Dims Channel Type Notebook section
0-63 A₁ D4 irrep, fully invariant §9a, §9g
64-127 A₂ D4 irrep §9a
128-191 B₁ D4 irrep §9a
192-255 B₂ D4 irrep §9a
256-319 E D4 irrep, 2-dim oriented asymmetry §9a, §9h′
320-383 F1 (sym fiber σ₁) Symmetric off-diagonal, 72.6% variance §9a
384-447 F2 (sym fiber σ₂) Symmetric off-diagonal, 16.9% variance §9a
448-511 F3 (sym fiber σ₃) Symmetric off-diagonal, 10.5% variance §9a
512-575 FA Antisymmetric pawn fiber (Z₂-breaking) §9a, §9m, §9p
576-639 FD Diagonal deviation (rook's shadow) §9a, §7b

Channel constants live in chess-spectral/python/chess_spectral/corpus.py:33-35. Note: the dashboard's "Fiber Topology" view sums F1+F2+F3, while the corpus chaos_ratio metric sums FA+FD only — see notebook §9q for the naming discrepancy.

Reproduction recipe (PGN → dashboard)

End-to-end, three commands:

# 1. Fetch PGNs + encode .spectralz + extract per-game features.
#    Produces results/sweep_<run-id>/{pgn,ndjson,spectralz,
#                                     corpus_index.csv,manifest.json}.
python docs/chess-maths/run_corpus_sweep.py \
    --source lichess --username DrNykterstein --n 10 \
    --run-id lichess_drnykterstein_$(date +%Y-%m-%d)_N10

# 2. Subsample at uniform ply stride and emit GAMES literal + dashboard JSX.
#    Produces results/sweep_*/<name>.data.js and <name>.dashboard.jsx.
python docs/chess-maths/results/build_dashboard_data.py \
    docs/chess-maths/results/sweep_lichess_drnykterstein_2026-04-15_N10 \
    --ply-step 2 --emit-jsx \
    --name sweep_lichess_drnykterstein_2026-04-15_N10

# 3. (Optional) Audit chaos-ratio length confound across all sweeps.
python docs/chess-maths/analyze_chaos_length.py docs/chess-maths/results/ \
    --out docs/chess-maths/results/chaos_length_$(date +%Y-%m-%d).md

For one-off encoding without the sweep harness:

# Encode a single FEN to a .spectral file.
python docs/chess-maths/chess-spectral/python/spectral_py.py \
    encode-fen --fen "rnbqkbnr/pppppppp/8/8/8/8/PPPPPPPP/RNBQKBNR w KQkq - 0 1" \
    -o startpos.spectral

# Encode an NDJSON game (from pgn_bridge.py output).
python docs/chess-maths/chess-spectral/python/spectral_py.py \
    encode -i game.ndjson -o game.spectralz -z

# Read a .spectralz and emit a chat-friendly CSV.
python docs/chess-maths/chess-spectral/python/spectral_py.py \
    csv game.spectralz -o game.csv

Run any script with --help to see current flags — flag names and defaults are the source of truth.

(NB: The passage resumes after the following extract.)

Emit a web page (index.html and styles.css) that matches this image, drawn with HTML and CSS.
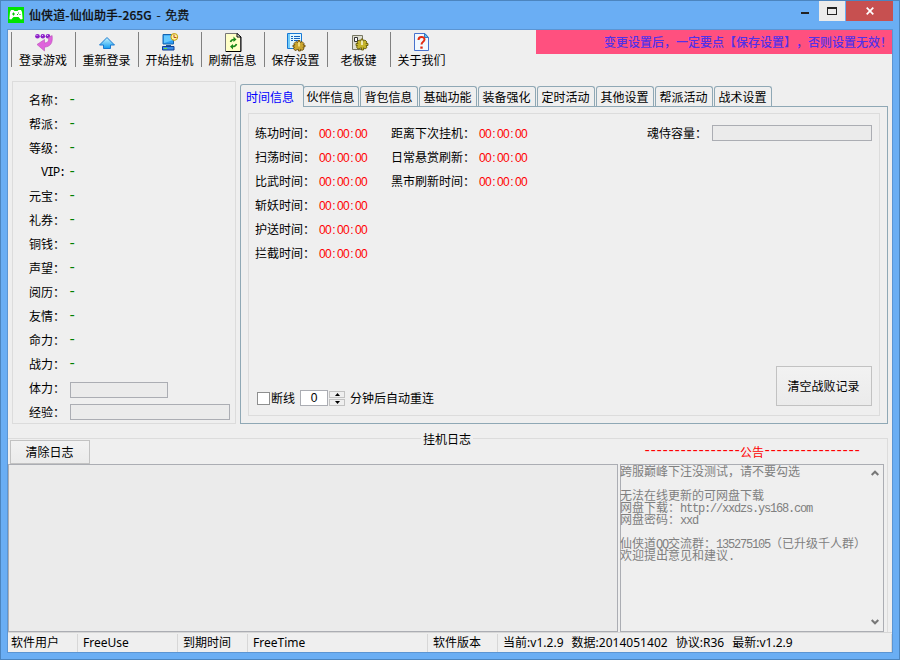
FILE: index.html
```html
<!DOCTYPE html>
<html lang="zh-CN">
<head>
<meta charset="utf-8">
<title>仙侠道-仙仙助手-265G - 免费</title>
<link rel="stylesheet" href="styles.css">
</head>
<body>
<div class="window">
  <header class="titlebar">
    <svg class="app-icon" width="16" height="16" viewBox="0 0 16 16"><rect width="16" height="16" fill="#00e400"/><path d="M3 3h2.500l1 1h3l1-1H13l1 2 .6 7-1.800.6L10.500 10h-5l-2.300 2.600-1.800-.6L2 5z" fill="#fff"/><path d="M4 7h3M5.500 5.500v3M10 6h1M9 7.500h1M11.500 7.500h1" stroke="#00c800"/></svg>
    <h1 class="title">仙侠道-仙仙助手-265G<span class="thin"> - 免费</span></h1>
    <div class="caption">
      <span class="cap min"><svg width="8" height="3"><rect width="8" height="2" fill="#222"/></svg></span>
      <span class="cap max"><svg width="10" height="8" shape-rendering="crispEdges"><path d="M0 0h10v8H0zM1 2v5h8V2z" fill="#222" fill-rule="evenodd"/></svg></span>
      <span class="cap close"><svg width="8" height="8"><path d="M.7.7l6.600 6.600M7.300.7L.7 7.300" stroke="#fff" stroke-width="1.700"/></svg></span>
    </div>
  </header>

  <main class="client">
    <div class="topline">
      <nav class="toolbar">
        <button class="tool"><svg width="20" height="20" viewBox="0 0 20 20"><g fill="#8c20c8"><circle cx="3.500" cy="3.300" r="2.300"/><circle cx="8.800" cy="3.300" r="2.300"/><circle cx="14" cy="3.300" r="2.300"/></g><path d="M2.500 2.500h1M8 2.500h1M13 2.500h1" stroke="#e2b4ff"/><path d="M14.500 4.500l3.600-2c1 8-1.800 11-7.600 11.700v3.800L3 11.500l7.500-5v3.500c3.500-.3 4.500-2 4-5.500z" fill="#df62dc" stroke="#b850b8" stroke-width=".6"/></svg><span>登录游戏</span></button>
        <button class="tool"><svg width="20" height="20" viewBox="0 0 20 20"><defs><linearGradient id="up" x2="0" y2="1"><stop stop-color="#c9f6ff"/><stop offset="1" stop-color="#129cf0"/></linearGradient></defs><path d="M10 4.500l7.500 7.500h-4v3.500h-7V12h-4z" fill="url(#up)" stroke="#1878d0"/></svg><span>重新登录</span></button>
        <button class="tool"><svg width="20" height="20" viewBox="0 0 20 20"><path d="M3 1.500h10.500V11H3z" fill="#2d9bf0" stroke="#1565b0"/><path d="M4 2.500h8v5L4 10z" fill="#65c8ff"/><path d="M6 12h5v1.500H6z" fill="#1d5b99"/><path d="M2.500 13.500h11.500v3.500H2.500z" fill="#3b8ce6" stroke="#113f94"/><path d="M4 15.500h3" stroke="#71e03a"/><circle cx="14.300" cy="3.900" r="3.400" fill="#fff49b" stroke="#c49b08"/><path d="M14 1.500v3h2.500" fill="none" stroke="#b34b24"/></svg><span>开始挂机</span></button>
        <button class="tool"><svg width="20" height="20" viewBox="0 0 20 20"><path d="M2.500.5h12l3 3.500v14.500h-15z" fill="#ffffc8" stroke="#777"/><path d="M18 4v14.500H3" fill="none" stroke="#000"/><path d="M14 .5V4h4z" fill="#fff" stroke="#000"/><path d="M7.500 9c.5-2 1.500-2.500 4-2.500M13.500 11c-.5 2-1.500 2.500-4 2.500" fill="none" stroke="#198719" stroke-width="1.600"/><path d="M10.500 3.500l3 3-3 2.500zM10 11l-3 2.500 3 3z" fill="#198719"/></svg><span>刷新信息</span></button>
        <button class="tool"><svg width="20" height="20" viewBox="0 0 20 20"><path d="M1.500.5h14v15h-14z" fill="#dff6ff" stroke="#1678d5"/><path d="M2 1h2v14H2z" fill="#74cdf8"/><path d="M5 3.500h2M8 3.500h6M5 5.500h2M8 5.500h6M5 7.500h2M8 7.500h4" stroke="#1261bd"/><path d="M12 7.500h2v2l2-1 2 2-1 1.500h2v2h-2l1 2-2 1.500-1.500-1.200v1.700h-2v-1.700L9 17.500l-1.500-2 1-1.500H7v-2h2l-1-1.500 2-2 2 1z" fill="#caa630" stroke="#604300" stroke-width=".8"/><path d="M12.300 9h1.400v4.500h-1.400z" fill="#fff4a2"/></svg><span>保存设置</span></button>
        <button class="tool"><svg width="20" height="20" viewBox="0 0 20 20"><path d="M3.500 2.500h10v14h-10z" fill="#deded2" stroke="#777764"/><path d="M5.500 4.500h3v4h-3z" fill="#fff" stroke="#333"/><path d="M12 6h2v2l2-1 2 2-1 1.500h2v2h-2l1 2-2 1.500-1.500-1.200V17h-2v-2.200L9 16l-1.500-2 1-1.500H7v-2h2L8 9l2-2 2 1z" fill="#c5b42c" stroke="#5b5200" stroke-width=".8"/><path d="M12.300 7.500h1.400V12h-1.400z" fill="#ffe"/></svg><span>老板键</span></button>
        <button class="tool"><svg width="20" height="20" viewBox="0 0 20 20"><path d="M2.500.5h10.500l3.500 4v13h-14z" fill="#f1f9ff" stroke="#4772ce"/><path d="M12.500.5V4.500h4z" fill="#65bdf0" stroke="#367bc5"/><path d="M6.500 7c0-4 6-4 6-.5 0 2.500-3 2-3 5" fill="none" stroke="#e22c12" stroke-width="2"/><path d="M8.300 13.500h2.400v2.200H8.300z" fill="#e22c12"/></svg><span>关于我们</span></button>
      </nav>
      <p class="banner">变更设置后，一定要点【保存设置】，否则设置无效！</p>
    </div>

    <div class="middle">
      <section class="profile">
        <div class="row"><span class="key">名称：</span><span class="dash">-</span></div>
        <div class="row"><span class="key">帮派：</span><span class="dash">-</span></div>
        <div class="row"><span class="key">等级：</span><span class="dash">-</span></div>
        <div class="row"><span class="key vip">VIP:</span><span class="dash">-</span></div>
        <div class="row"><span class="key">元宝：</span><span class="dash">-</span></div>
        <div class="row"><span class="key">礼券：</span><span class="dash">-</span></div>
        <div class="row"><span class="key">铜钱：</span><span class="dash">-</span></div>
        <div class="row"><span class="key">声望：</span><span class="dash">-</span></div>
        <div class="row"><span class="key">阅历：</span><span class="dash">-</span></div>
        <div class="row"><span class="key">友情：</span><span class="dash">-</span></div>
        <div class="row"><span class="key">命力：</span><span class="dash">-</span></div>
        <div class="row"><span class="key">战力：</span><span class="dash">-</span></div>
        <div class="row"><span class="key">体力：</span><span class="bar stamina"></span></div>
        <div class="row"><span class="key">经验：</span><span class="bar"></span></div>
      </section>

      <section class="tabs">
        <div class="tablist">
          <button class="tab active">时间信息</button>
          <button class="tab">伙伴信息</button>
          <button class="tab">背包信息</button>
          <button class="tab">基础功能</button>
          <button class="tab">装备强化</button>
          <button class="tab">定时活动</button>
          <button class="tab">其他设置</button>
          <button class="tab">帮派活动</button>
          <button class="tab">战术设置</button>
        </div>
        <div class="panel">
          <div class="group">
            <div class="times">
              <dl class="col first">
                <dt>练功时间：</dt><dd>00<i>:</i>00<i>:</i>00</dd>
                <dt>扫荡时间：</dt><dd>00<i>:</i>00<i>:</i>00</dd>
                <dt>比武时间：</dt><dd>00<i>:</i>00<i>:</i>00</dd>
                <dt>斩妖时间：</dt><dd>00<i>:</i>00<i>:</i>00</dd>
                <dt>护送时间：</dt><dd>00<i>:</i>00<i>:</i>00</dd>
                <dt>拦截时间：</dt><dd>00<i>:</i>00<i>:</i>00</dd>
              </dl>
              <dl class="col second">
                <dt>距离下次挂机：</dt><dd>00<i>:</i>00<i>:</i>00</dd>
                <dt>日常悬赏刷新：</dt><dd>00<i>:</i>00<i>:</i>00</dd>
                <dt>黑市刷新时间：</dt><dd>00<i>:</i>00<i>:</i>00</dd>
              </dl>
              <div class="capacity"><span>魂侍容量：</span><span class="bar"></span></div>
            </div>
            <div class="actions">
              <div class="reconnect">
                <span class="check"></span><span class="offline">断线</span>
                <span class="number">0</span>
                <span class="spin">
                  <span><svg width="5" height="3"><path d="M2.500 0L5 3H0z"/></svg></span>
                  <span><svg width="5" height="3"><path d="M0 0h5L2.500 3z"/></svg></span>
                </span>
                <span class="after">分钟后自动重连</span>
              </div>
              <button class="btn clear-record">清空战败记录</button>
            </div>
          </div>
        </div>
      </section>
    </div>

    <section class="logs">
      <div class="legend"><span>挂机日志</span></div>
      <div class="loghead">
        <button class="btn clear-log">清除日志</button>
        <p class="notice-title"><span class="rule">----------------</span>公告<span class="rule">----------------</span></p>
      </div>
      <div class="memos">
        <div class="memo log"></div>
        <div class="memo notice">
          <div class="text">
            <p>跨服巅峰下注没测试，请不要勾选</p>
            <p></p>
            <p>无法在线更新的可网盘下载</p>
            <p>网盘下载：<span class="mono">http://xxdzs.ys168.com</span></p>
            <p>网盘密码：<span class="mono">xxd</span></p>
            <p></p>
            <p>仙侠道<span class="mono">QQ</span>交流群：<span class="mono">135275105</span>（已升级千人群）</p>
            <p>欢迎提出意见和建议<span class="mono">.</span></p>
          </div>
          <div class="scroll">
            <svg width="8" height="6"><path d="M.7 5L4 1.700 7.300 5"/></svg>
            <svg width="8" height="6"><path d="M.7 1L4 4.300 7.300 1"/></svg>
          </div>
        </div>
      </div>
    </section>

    <footer class="status">
      <span class="s1">软件用户</span>
      <span class="s2">FreeUse</span>
      <span class="s3">到期时间</span>
      <span class="s4">FreeTime</span>
      <span class="s5">软件版本</span>
      <span class="s6"><b>当前:v1.2.9</b><b>数据:2014051402</b><b>协议:R36</b><b>最新:v1.2.9</b></span>
    </footer>
  </main>
</div>
</body>
</html>
```
FILE: styles.css
```css
* { box-sizing: border-box; margin: 0; padding: 0; }

body {
  width: 900px;
  height: 660px;
  overflow: hidden;
  font: 12px/16px "Noto Sans CJK SC", sans-serif;
  text-spacing-trim: space-all;
  white-space: nowrap;
  color: #000;
}

button { font: inherit; color: inherit; background: none; border: 0; white-space: nowrap; }
svg { display: block; flex: none; }
i, b { font-style: normal; font-weight: inherit; }

.window {
  width: 900px;
  height: 660px;
  padding: 0 6px 6px;
  border: 1px solid #4c85bf;
  background: #6aaef4;
}

.titlebar { display: flex; height: 28px; }
.app-icon { margin: 6px 5px 0 1px; }
.title { font-size: 12px; font-weight: 500; line-height: 16px; padding-top: 6px; color: #111; letter-spacing: 0.1px; -webkit-text-stroke: 0.2px #111; }
.title .thin { font-weight: 400; white-space: pre; word-spacing: 1.8px; }
.caption { display: flex; height: 20px; margin-left: auto; }
.cap { display: flex; align-items: center; justify-content: center; }
.min { width: 28px; padding-top: 5px; }
.max { width: 26px; margin-right: 1px; background: #ebebeb; }
.close { width: 47px; background: #c75050; }

.client {
  display: flex;
  flex-direction: column;
  height: 624px;
  border: 1px solid #5b95d3;
  background: #efefef;
}
.client > * { flex: none; }

.topline { display: flex; height: 51px; justify-content: space-between; }
.toolbar { display: flex; height: 35px; margin: 2px 0 0 3px; }
.tool {
  display: flex;
  flex-direction: column;
  align-items: center;
  width: 63px;
  border-left: 1px solid #808080;
}
.tool:first-child { width: 64px; }
.tool svg { margin-top: 1px; }
.tool span { line-height: 16px; margin: -1px 1px 0 0; }

.banner {
  width: 356px;
  height: 24px;
  background: #ff507f;
  color: #5230e8;
  font-weight: 500;
  line-height: 24px;
  text-align: right;
}

.middle { display: flex; height: 343px; padding-left: 4px; gap: 4px; }

.profile { width: 224px; border: 1px solid #dcdcdc; padding-top: 6px; }
.row { display: flex; align-items: center; height: 24px; }
.key { width: 52px; margin-right: 5px; text-align: right; }
.vip { font: 12px "Liberation Mono", monospace; letter-spacing: -1.2px; padding-top: 1px; }
.dash { color: #008000; font: 14px/14px "Liberation Mono", monospace; margin-top: -1px; margin-left: -2px; }
.bar { width: 160px; height: 16px; border: 1px solid #abadb3; background: #ebebeb; }
.stamina { width: 98px; margin-top: 4px; }

.tabs { display: flex; flex-direction: column; width: 648px; padding-top: 3px; }
.tablist { display: flex; align-items: flex-end; height: 22px; }
.tab {
  width: 58px;
  height: 20px;
  margin-right: 1px;
  padding-right: 1px;
  border: 1px solid #8fa8b5;
  border-bottom: 0;
  border-radius: 3px 3px 0 0;
  line-height: 20px;
}
.tab:nth-child(2) { width: 56px; }
.tab.active {
  position: relative;
  width: 64px;
  height: 23px;
  margin: 0 -1px -1px 0;
  background: #efefef;
  color: #00f;
  line-height: 21px;
  padding-right: 4px;
}
.panel { flex: 1; border: 1px solid #8fa8b5; padding: 6px 7px 7px; }
.group { display: flex; flex-direction: column; justify-content: space-between; height: 303px; border: 1px solid #dcdcdc; }
.times { display: flex; padding: 7px 7px 0 6px; }
.col { display: grid; grid-auto-rows: 24px; align-content: start; line-height: 24px; }
.first { grid-template-columns: 64px 72px; }
.second { grid-template-columns: 88px 56px; }
.col dd { color: #f00; font: 12px/24px "Liberation Sans", sans-serif; letter-spacing: -0.67px; padding-top: 1px; }
.col i { display: inline-block; width: 6px; text-align: center; letter-spacing: 0; }
.capacity { display: flex; align-items: center; height: 24px; margin-left: auto; gap: 5px; }

.actions { display: flex; justify-content: space-between; align-items: flex-end; padding: 0 7px 9px 8px; }
.btn { border: 1px solid #c2c2c2; background: linear-gradient(#f2f2f2, #ebebeb); padding-right: 1px; }
.clear-record { width: 96px; height: 40px; }
.reconnect { display: flex; align-items: center; height: 16px; }
.check { width: 13px; height: 13px; border: 1px solid #8e8f8f; background: #fff; }
.offline { margin: 0 5px 0 1px; }
.number { width: 28px; height: 16px; border: 1px solid #abadb3; background: #fff; text-align: center; font: 12px/15px "Liberation Sans", sans-serif; }
.spin { display: flex; flex-direction: column; gap: 1px; margin-left: 1px; }
.spin span { display: flex; align-items: center; justify-content: center; width: 16px; height: 7px; border: 1px solid #c2c2c2; }
.after { margin-left: 5px; }

.logs { width: 880px; height: 194px; margin-top: 14px; border-right: 1px solid #dcdcdc; display: flex; flex-direction: column; }
.legend { display: flex; align-items: center; height: 1px; }
.legend::before, .legend::after { content: ""; flex: 1; height: 1px; background: #dcdcdc; }
.legend span { padding: 0 2px; line-height: 16px; margin: -8px 0; }
.legend::before { flex: 0 0 413px; }
.loghead { display: flex; height: 25px; padding-top: 1px; justify-content: space-between; }
.clear-log { width: 80px; height: 24px; margin-left: 2px; }
.notice-title { display: flex; width: 216px; margin-right: 27px; padding-top: 4px; color: #f00; }
.rule { width: 96px; font: 14px/15px "Liberation Mono", monospace; letter-spacing: -2.4px; margin-left: -1px; margin-right: 1px; }
.memos { display: flex; gap: 2px; flex: 1; }
.memo { border: 1px solid #abadb3; height: 168px; }
.log { width: 610px; background: #ebebeb; }
.notice { display: flex; justify-content: space-between; width: 264px; color: #808080; }
.text { margin-left: -1px; }
.text p { height: 12px; line-height: 12px; }
.mono { font: 12px/12px "Liberation Mono", monospace; letter-spacing: -1.2px; }
.scroll { display: flex; flex-direction: column; justify-content: space-between; padding: 5px 4px 6px 0; margin-left: -20px; }
.scroll path { fill: none; stroke: #777; stroke-width: 2; }

.status { display: flex; height: 20px; border-top: 1px solid #d7d7d7; font-family: "Noto Sans", "Noto Sans CJK SC", sans-serif; }
.status > span { border-right: 1px solid #d7d7d7; margin-top: 1px; height: 18px; padding-left: 5px; line-height: 18px; }
.status .s1 { width: 70px; padding-left: 3px; }
.s2 { width: 100px; }
.s3 { width: 70px; }
.s4 { width: 180px; }
.s5 { width: 70px; }
.s6 { display: flex; flex: 1; gap: 8px; letter-spacing: 0.02px; }
```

Why three encoders exist in the tree

The research notebook (§8) walks through the encoder evolution as a sequence of failed-then-fixed experiments, each contributing one piece of the final production encoder. The standalone scripts (encoder_v3.py, encoder_512.py) are executable versions of those notebook sections — they run their own test batteries and print results, which is useful when reading the notebook alongside the code. They are NOT used by anything in the corpus pipeline.

If you only care about reproducing or extending the published findings, you only need the chess_spectral package. If you want to understand why the production encoder has the structure it does, run the older scripts in order (v3 → 512) while reading notebook §8 → §9a.